2. Setting up the problem as a meeting point instead of a catch-up scenario
Some students treat this like two people starting from different locations moving toward each other, rather than recognizing it's a chase problem where both people are moving in the same direction with one person having a head start.

3. Failing to recognize the need to calculate Mary's head start distance
Students might jump straight into relative speed calculations without first determining how far ahead Mary is when Paul starts from the gas station. This crucial step of converting the 15-minute time advantage into a 12.5-mile distance advantage is often overlooked.

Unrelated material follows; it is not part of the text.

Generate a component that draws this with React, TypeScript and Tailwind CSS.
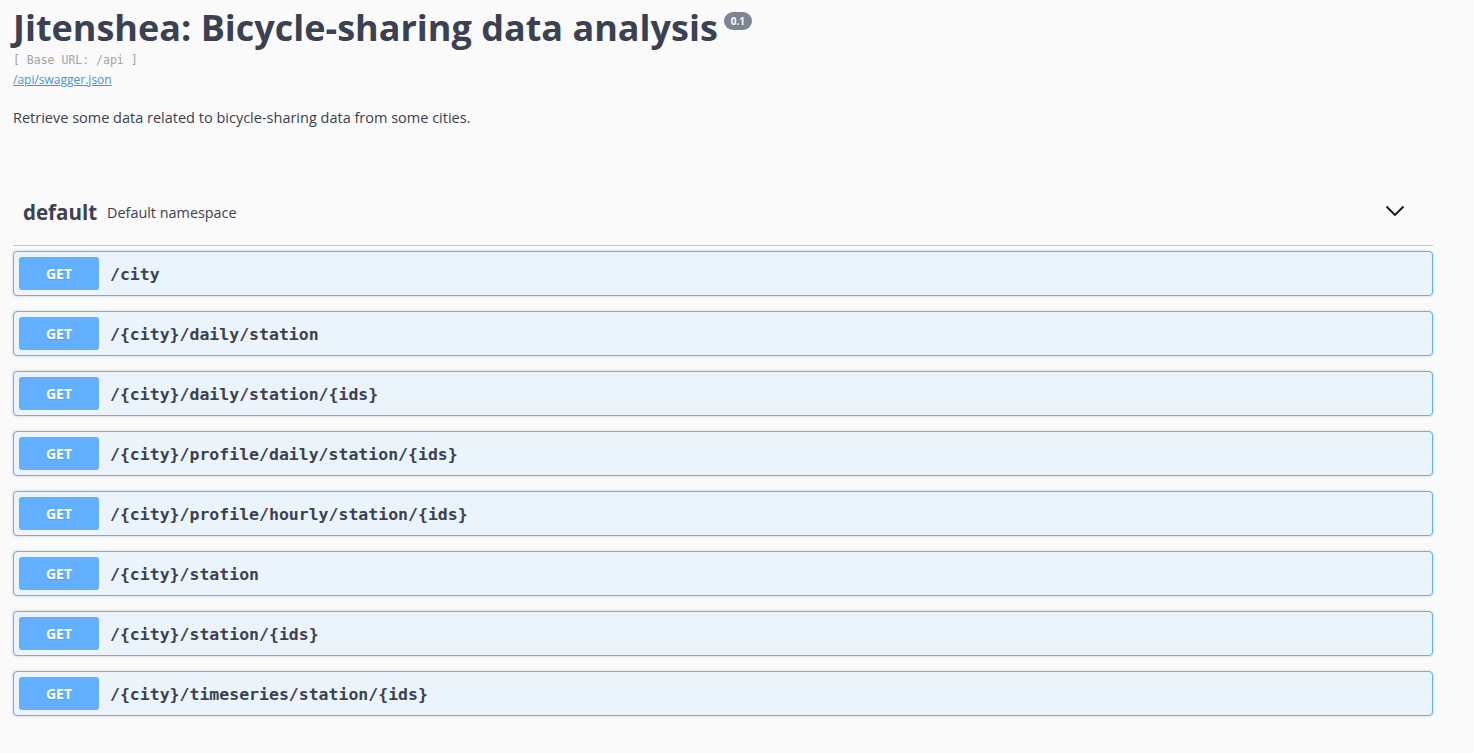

Errors while executing the approach

1. Time unit conversion errors
The most common error is incorrectly converting 15 minutes to hours. Students might use \(\frac{15}{100} = 0.15 \text{ hours}\) instead of \(\frac{15}{60} = 0.25 \text{ hours}\). This would give Mary a head start of \(50 \times 0.15 = 7.5 \text{ miles}\) instead of 12.5 miles, leading to an incorrect final answer.

2. Arithmetic errors in the final division
When calculating \(12.5 \div 10 = 1.25 \text{ hours}\), students might make computational errors or incorrectly convert 1.25 hours back to hours and minutes, potentially getting 1 hour 25 minutes instead of 1 hour 15 minutes.

Errors while selecting the answer

1. Converting from the wrong reference point
Even if students calculate correctly that it takes 1.25 hours, they might mistakenly think this is the time from when Mary started, leading them to subtract the 15-minute head start and select 1 hour (choice C) instead of 1 hr 15 min (choice D).